L’exploit et le sacrifice

Par Natacha Polony (Marianne)

La langueur estivale de ce début de mois d’août a vu émerger deux figures qui nous racontent une part de la France. L’un incarne la volonté, l’autre le dévouement. L’un l’exploit, l’autre le sacrifice. D’un côté, un fou volant sur sa drôle de machine, Franky Zapata, de l’autre, un simple édile donnant sa vie pour une idée du bien commun, Jean-Mathieu Michel. Et chacun à sa manière rend un peu de fierté à un pays en quête de lui-même, oublieux de ce qui fit sa grandeur : un mélange de ténacité et de civisme, de liberté transgressive et de respect des lois.

Le premier, Franky Zapata, a ce mélange de gouaille et de simplicité qu’on aime aimer. Un type qui parvient à bricoler une machine comme tout le monde en rêve, tout seul, dans son coin, à partir d’un premier prototype à propulsion à eau destiné à amuser les amateurs de jet-ski. Il teste, il perd deux doigts dans sa première tentative, mais il continue. Et, parce qu’on est en France, le premier réflexe des autorités est de le convoquer au commissariat pour violation de l’espace aérien sur un appareil non homologué.

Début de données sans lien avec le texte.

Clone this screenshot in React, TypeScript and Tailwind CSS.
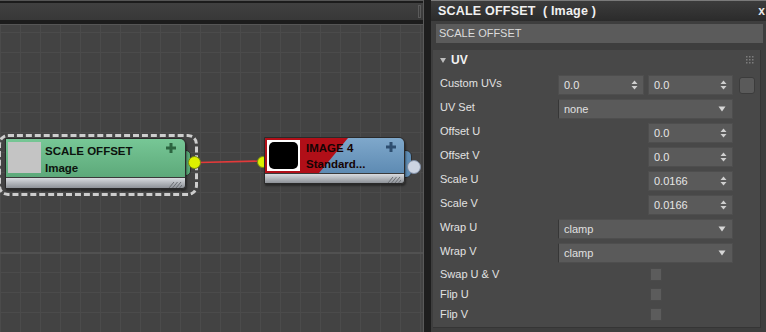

Partout ailleurs, sans doute, le bricoleur génial aurait été contacté par des entreprises, soutenu par des banques, récupéré par une filière économique flairant le bon filon, avec la bienveillance d’un ministère de l’Économie soucieux de repérer les futurs producteurs de richesse. En France, non, on lui envoie la police pour avoir enfreint un règlement. Et ce n’est qu’après qu’il a menacé de quitter le pays avec son incroyable joujou que le ministère de la Défense, visiblement l’une des dernières administrations où l’on comprend la notion d’État stratège, le prend sous son aile. L’inflation de normes, contrairement à ce que croient certains, n’est pas la conséquence d’une omniprésence de l’État mais le signe de son recul par absence de vision et impuissance des politiques. Mais l’enthousiasme populaire qui accompagnait Franky Zapata sur la plage de Sangatte pour son second essai au-dessus de la Manche vaut plus que toutes les tracasseries administratives. Il y avait de la joie pure dans les voix aux accents ch’tis qui disaient leurs convictions que ce Marseillais fou allait y arriver. La joie d’un peuple qui croit en cette nation. Et cette joie n’a rien de contradictoire avec la colère des derniers mois. C’est parce qu’il croit encore en la France que ce peuple, parfois, laisse éclater sa colère. Une colère qui ne se confond pas avec la haine et l’individualisme que l’on voit aussi se manifester avec une violence croissante.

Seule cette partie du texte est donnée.